When the catastrophic consequences of a nation’s policies are so clearly predictable and evidently inevitable, they are intentional. What has happened to Afghanistan is not a series of mistakes or good intentions gone awry, they are crimes.
In his novel, 1984, George Orwell foresaw a dystopian future where wars would be fought perpetually, not intended to be won or resolved in any way and President Eisenhower’s parting words as he left office in 1961 were a warning of the “grave implications” of the “military-industrial complex.” Wikileaks founder Julian Assange noted that these dire predictions had come to pass, speaking in 2011: “The goal is to use Afghanistan to wash money out of the tax bases of the U.S. and Europe through Afghanistan and back into the hands of a transnational security elite. The goal is an endless war, not a successful war.”
No, the war is not over. From a nation that should be promising reparations and begging the forgiveness of the people of Afghanistan comes the infantile raging, “We will not forgive. We will not forget. We will hunt you down and make you pay” and while pledging to perpetuate the conditions that provoke terrorism, the parting taunt “and to ISIS-K: We are not done with you yet.”
In the simplistic dualism of U.S. partisan politics, the issue seems to be only whether the current president should be blamed or should be given a pass and the blame put on his predecessor. This is a discussion that is not only irrelevant but a dangerous evasion of responsibility. 20 years of war crimes makes many complicit.

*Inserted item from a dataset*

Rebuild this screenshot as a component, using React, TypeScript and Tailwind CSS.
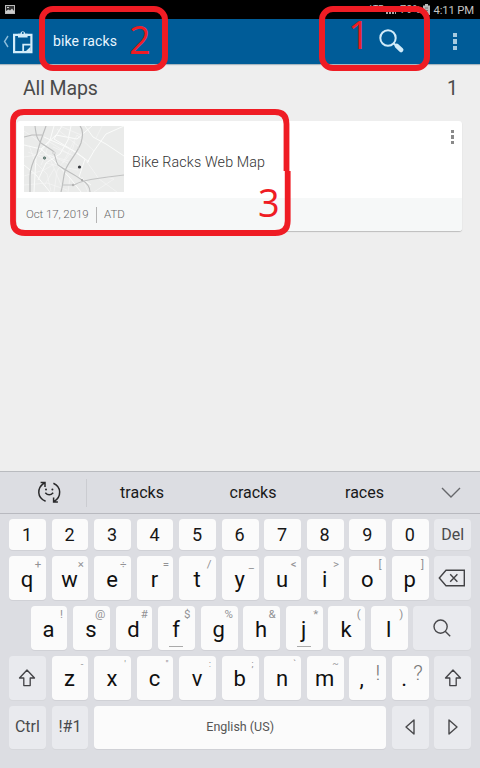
import React from 'react';

type Key = { main: string; alt?: string; underline?: boolean; big?: boolean; small?: boolean };

const digits = ['1', '2', '3', '4', '5', '6', '7', '8', '9', '0'];

const topRow: Key[] = [
  { main: 'q', alt: '+' }, { main: 'w', alt: '×' }, { main: 'e', alt: '÷' }, { main: 'r', alt: '=' },
  { main: 't', alt: '/' }, { main: 'y', alt: '_' }, { main: 'u', alt: '<' }, { main: 'i', alt: '>' },
  { main: 'o', alt: '[' }, { main: 'p', alt: ']' },
];

const homeRow: Key[] = [
  { main: 'a', alt: '!' }, { main: 's', alt: '@' }, { main: 'd', alt: '#' },
  { main: 'f', alt: '$', underline: true }, { main: 'g', alt: '%' }, { main: 'h', alt: '&' },
  { main: 'j', alt: '*', underline: true }, { main: 'k', alt: '(' }, { main: 'l', alt: ')' },
];

const bottomRow: Key[] = [
  { main: 'z', alt: '-', small: true }, { main: 'x', alt: "'", small: true }, { main: 'c', alt: '"', small: true },
  { main: 'v', alt: ':', small: true }, { main: 'b', alt: ';', small: true }, { main: 'n', alt: '`', small: true },
  { main: 'm', alt: '~', small: true }, { main: ',', alt: '!', big: true }, { main: '.', alt: '?', big: true },
];

function LetterKey({ k }: { k: Key }) {
  return (
    <div className="relative flex h-full w-[36.9px] shrink-0 items-center justify-center rounded-[4px] bg-[#fbfbfb] pt-[3px] text-[22px] leading-none text-[#101010] shadow-[0_1px_0_#d0d1d6]">
      <span className={k.big ? 'mr-[12px]' : 'mr-[1px]'}>{k.main}</span>
      {k.big && (
        <span className="absolute top-[7px] right-[6px] text-[21px] leading-none font-light text-[#777]">{k.alt}</span>
      )}
      {k.small && <span className="absolute top-[3px] right-[5px] text-[9.5px] leading-none text-[#929295]">{k.alt}</span>}
      {!k.big && !k.small && (
        <span className="absolute top-[3px] right-[4.5px] text-[11.5px] leading-none text-[#929295]">{k.alt}</span>
      )}
      {k.underline && <span className="absolute bottom-[3px] left-[11px] h-px w-[14px] bg-[#aaa]" />}
    </div>
  );
}

function FunctionKey({ className = 'w-[36.9px]', children }: { className?: string; children: React.ReactNode }) {
  return (
    <div className={`flex h-full shrink-0 items-center justify-center rounded-[4px] bg-[#e9eaee] text-[#4a4a4c] shadow-[0_1px_0_#d6d7db] ${className}`}>
      {children}
    </div>
  );
}

function ShiftIcon() {
  return (
    <svg width="18" height="18" viewBox="0 0 18 18" fill="none" stroke="#424245" strokeWidth="1.3" strokeLinejoin="round">
      <path d="M9 1 16.5 9H12.2V16.6H5.8V9H1.5Z" />
    </svg>
  );
}

function MapThumb() {
  return (
    <svg className="block h-[66px] w-[100px] shrink-0" viewBox="0 0 100 66" fill="none">
      <rect width="100" height="66" fill="#eaebea" />
      <path d="M38 0 30 13 45 22 61 33 55 51 67 59M30 0 26 14 12 31 10 66M47 0 44 14 36 28 22 37 14 54M0 19 17 23 32 37 46 52 57 66M0 39 12 49 26 66M20 11 40 20 52 26 65 36M17 23 32 9 53 13 68 0M61 0 69 11 82 18 100 30M100 0 82 8 70 25 63 37" stroke="#fafbfa" strokeWidth="1" />
      <path d="M30 66 33 45 42 31 53 9M53 9 70 25M61 33 75 53 93 66M70 66 90 53 82 51M0 50 20 44 32 37M4 26 27 35 38 61M78 0 72 12M0 5 22 20M0 31 20 28 45 35M22 37 38 41 54 44M33 3 54 20M24 15 45 28M39 37 48 25 51 15M0 59 23 57 43 64M5 19 11 36 23 48 27 65M46 52 44 66M58 51 64 66M20 60 30 43M26 13 21 30 17 39M36 0 57 9M29 21 50 30M25 29 46 38" stroke="#f6f7f6" strokeWidth=".6" />
      <path d="M22 0C19 9 15 18 13 28C8 37 6 44 6 51V66" stroke="#bdbebe" strokeWidth="1.2" />
      <path d="M0 11 8 9 18 9M11 0C12 7 12 12 17 17L29 25C32 30 31 34 34 39C42 45 50 48 58 54C63 57 66 60 66 66" stroke="#bdbebe" strokeWidth="1.1" />
      <path d="M56 0C60 4 59 10 57 17C53 28 44 36 41 45C39 52 39 59 37 66" stroke="#bdbebe" strokeWidth="1.2" />
      <path d="M38 59H50C60 53 73 53 84 51L100 49" stroke="#c2c3c3" strokeWidth="1.1" />
      <circle cx="30" cy="27" r="1.3" fill="#ededed" stroke="#b8b8b8" strokeWidth=".5" />
      <circle cx="54" cy="22" r=".8" fill="#ddd" />
      <circle cx="49" cy="59" r="1.2" fill="#b4b4b4" />
      <circle cx="58" cy="54" r="1" fill="#a4a4a4" />
      <circle cx="20.5" cy="32" r="1.2" fill="#829991" stroke="#49635b" strokeWidth=".7" />
      <circle cx="55.5" cy="41" r="1.6" fill="#35383d" />
    </svg>
  );
}

function StatusBar() {
  return (
    <div className="flex h-[19px] items-center justify-between bg-black pr-[6px] pl-[5px] text-[#c4c4c4]">
      <svg width="10" height="9" viewBox="0 0 10 9">
        <rect x=".5" y=".5" width="9" height="8" fill="#333" stroke="#bbb" />
        <path d="M1 8V6L3.5 4.4 5 5.5 7 3.5 9 6V8Z" fill="#ccc" />
        <rect x="2" y="2" width="2" height="1" fill="#ccc" />
      </svg>
      <div className="flex items-center">
        <span className="mr-[3px] text-[9px] leading-none tracking-tight">LTE</span>
        <svg className="mr-[4px]" width="10" height="9" viewBox="0 0 10 9"><path d="M0 9V7H2V9M3 9V5H5V9M6 9V3H8V9M9 9V1H10V9" fill="#aaa" /></svg>
        <span className="mr-[3px] text-[11px] leading-none">79%</span>
        <svg className="mr-[3px]" width="7" height="11" viewBox="0 0 7 11">
          <path d="M2 0H5V1.5H7V11H0V1.5H2Z" fill="#b9b9b9" />
          <path d="M2 4H5M2 6.5H5" stroke="#777" />
        </svg>
        <span className="mt-[2px] text-[11.3px] leading-none tracking-[-0.15px]">4:11 PM</span>
      </div>
    </div>
  );
}

export default function App() {
  return (
    <div className="relative flex h-[768px] w-[480px] flex-col overflow-hidden bg-[#eeeeee] font-[Roboto,'Liberation_Sans',sans-serif]">
      <StatusBar />

      <header className="flex h-[45px] shrink-0 items-center bg-[#005c98] shadow-[0_1px_1px_#a9b7c0]">
        <svg className="ml-[3px]" width="6" height="13" viewBox="0 0 6 13" fill="none" stroke="#8bbcda" strokeWidth="1.4"><path d="M5 1 1.5 6.5 5 12" /></svg>
        <svg className="ml-[3px]" width="22" height="24" viewBox="0 0 22 24" fill="none" stroke="#d3ecf9">
          <path d="M2.1 4.8H19.4V22.2H2.1Z" strokeWidth="2.2" />
          <path d="M6 7.4V3.7H8.4Q8.4 1.2 10.8 1.2T13.2 3.7H15.6V7.4Z" fill="#d3ecf9" stroke="none" />
          <circle cx="10.8" cy="3.1" r="1" fill="#005c98" stroke="none" />
          <path d="M11.2 22V14.7H18.8" strokeWidth="1.8" />
          <path d="M12.5 21.2V16H18L12.5 21.2Z" fill="#005c98" stroke="none" />
          <path d="M13.5 21.5 18.5 16.8V21.5Z" fill="#d3ecf9" stroke="none" />
        </svg>
        <span className="ml-[19px] text-[14px] tracking-[0.12px] text-[#e9f6ff]">bike racks</span>
        <svg className="ml-auto" width="27" height="25" viewBox="0 0 27 25" fill="none" stroke="#d1ebf9">
          <circle cx="9" cy="9" r="7.7" strokeWidth="2" />
          <path d="M14.6 14.3 17.5 17" strokeWidth="2" />
          <path d="M17.8 16.8 22.2 21" strokeWidth="4.5" strokeLinecap="round" />
        </svg>
        <div className="mr-[23px] ml-[47px] flex flex-col gap-[2px]">
          <i className="size-[4.5px] bg-[#a7cbe0]" /><i className="size-[4.5px] bg-[#a7cbe0]" /><i className="size-[4.5px] bg-[#a7cbe0]" />
        </div>
      </header>

      <main className="flex-1 pr-[18px] pl-[17px]">
        <div className="flex h-[57px] items-center justify-between pr-[4px] pb-[8px] pl-[6px] text-[#4a4a4a]">
          <h1 className="text-[19.5px] tracking-[-0.12px]">All Maps</h1>
          <span className="text-[19.5px]">1</span>
        </div>
        <article className="h-[110px] overflow-hidden rounded-[3px] bg-white shadow-[0_1px_1px_#bcbcbc]">
          <div className="flex h-[77px] pt-[5px] pl-[7px]">
            <MapThumb />
            <h2 className="mt-[27px] ml-[8px] text-[14.3px] leading-[18px] font-light tracking-[0.12px] text-[#333]">Bike Racks Web Map</h2>
            <div className="mt-[4px] mr-[8px] ml-auto flex flex-col gap-[2px]">
              <i className="size-[3.4px] bg-[#898989]" /><i className="size-[3.4px] bg-[#898989]" /><i className="size-[3.4px] bg-[#898989]" />
            </div>
          </div>
          <div className="flex h-[33px] items-center bg-[#f6f8f8] pl-[9px] text-[11.5px] font-light text-[#666]">
            <span className="w-[63px] tracking-[-0.08px] whitespace-nowrap">Oct 17, 2019</span>
            <i className="mr-[7px] ml-[7px] h-[16px] w-px bg-[#b5b5b5]" />
            <span>ATD</span>
          </div>
        </article>
      </main>

      <section className="flex h-[297px] shrink-0 flex-col bg-[#dcdde2]">
        <div className="flex h-[43px] shrink-0 items-center border-t border-b border-t-[#b9bbbf] border-b-[#b8b9bf] text-[16px] text-[#191919]">
          <div className="flex h-[28px] w-[87px] items-center border-r border-[#cbccd1] pl-[37px]">
            <svg width="25" height="25" viewBox="0 0 25 25" fill="none" stroke="#29292b" strokeWidth="1.5">
              <path d="M8.6 21.2C-.2 17.5-.2 8.2 7 3.2M3.6 2.4H8V7M16.4 3.2C24.6 7 24.6 16.6 17.2 21.4M20.9 22H16.6V17.6" />
              <path d="M8.3 12.7Q12.2 17 16.2 12.7" />
              <circle cx="9" cy="9.4" r="1" fill="#29292b" stroke="none" /><circle cx="15.4" cy="9.4" r="1" fill="#29292b" stroke="none" />
            </svg>
          </div>
          <span className="w-[110px] text-center">tracks</span>
          <span className="w-[112px] text-center">cracks</span>
          <span className="w-[111px] text-center">races</span>
          <svg className="ml-[21px]" width="20" height="12" viewBox="0 0 20 12" fill="none" stroke="#66676b" strokeWidth="1.4"><path d="M1 1 10 10 19 1" /></svg>
        </div>

        <div className="flex flex-col gap-[6px] pt-[5px] pl-[9px]">
          <div className="flex h-[31px] gap-[5.65px]">
            {digits.map((d) => (
              <div key={d} className="flex h-full w-[36.9px] shrink-0 items-center justify-center rounded-[4px] bg-[#fbfbfb] pr-[1px] text-[18px] leading-none text-[#171717] shadow-[0_1px_0_#d0d1d6]">{d}</div>
            ))}
            <FunctionKey><span className="text-[16px]">Del</span></FunctionKey>
          </div>
          <div className="flex h-[44px] gap-[5.65px]">
            {topRow.map((k) => <LetterKey key={k.main} k={k} />)}
            <FunctionKey>
              <svg className="mr-[2px]" width="28" height="18" viewBox="0 0 28 18" fill="none" stroke="#424245" strokeWidth="1.4">
                <path d="M8 1.2H26.3V16.8H8L1.3 9ZM12.2 5.3 19.4 12.7M19.4 5.3 12.2 12.7" />
              </svg>
            </FunctionKey>
          </div>
          <div className="flex h-[44px] gap-[5.65px] pl-[21.5px]">
            {homeRow.map((k) => <LetterKey key={k.main} k={k} />)}
            <FunctionKey className="w-[57.5px]">
              <svg width="18" height="18" viewBox="0 0 18 18" fill="none" stroke="#48484b" strokeWidth="1.4">
                <circle cx="7.6" cy="7.6" r="6.6" /><path d="M12.2 12.2 17.2 17.2" />
              </svg>
            </FunctionKey>
          </div>
          <div className="flex h-[43.5px] gap-[5.65px]">
            <FunctionKey><ShiftIcon /></FunctionKey>
            {bottomRow.map((k) => <LetterKey key={k.main} k={k} />)}
            <FunctionKey><ShiftIcon /></FunctionKey>
          </div>
          <div className="flex h-[43.5px] gap-[5.65px]">
            <FunctionKey><span className="text-[16px]">Ctrl</span></FunctionKey>
            <FunctionKey><span className="text-[16px]">!#1</span></FunctionKey>
            <div className="flex w-[292.2px] items-center justify-center rounded-[4px] bg-[#fbfbfb] text-[12.5px] text-[#555] shadow-[0_1px_0_#d0d1d6]">English (US)</div>
            <FunctionKey><svg width="10" height="16" viewBox="0 0 10 16" fill="none" stroke="#48484b" strokeWidth="1.4" strokeLinejoin="round"><path d="M9 1V15L1 8Z" /></svg></FunctionKey>
            <FunctionKey><svg width="10" height="16" viewBox="0 0 10 16" fill="none" stroke="#48484b" strokeWidth="1.4" strokeLinejoin="round"><path d="M1 1V15L9 8Z" /></svg></FunctionKey>
          </div>
        </div>
      </section>

      {/* Red tutorial callouts drawn over the app */}
      <div className="pointer-events-none absolute inset-0 font-['Open_Sans','Noto_Sans',sans-serif] text-[38px] leading-[38px] text-[#ef1c24]">
        <svg className="absolute inset-0" width="480" height="768" viewBox="0 0 480 768" fill="none" stroke="#ef1c24">
          <rect x="42" y="9" width="123" height="59" rx="11" strokeWidth="6" />
          <rect x="322" y="9" width="105" height="59" rx="11" strokeWidth="6" />
          <path d="M286.5 171V124Q286.5 112 275 112H24Q13 112 13 123V221Q13 233 25 233H275Q287.7 233 287.7 221V171" strokeWidth="5.8" />
        </svg>
        <span className="absolute top-[15px] left-[348px]">1</span>
        <span className="absolute top-[20px] left-[129px]">2</span>
        <span className="absolute top-[183px] left-[258px]">3</span>
      </div>
    </div>
  );
}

In 1972, Rabbi Abraham Joshua Heschel wrote: “Morally speaking, there is no limit to the concern one must feel for the suffering of human beings. Indifference to evil is worse than evil itself, [and] in a free society, some are guilty, but all are responsible.” All of us in the U.S., the politicians, voters, tax payers, the investors and even those who protested and resisted it, are responsible for 20 years of war in Afghanistan. We are also all responsible for ending it.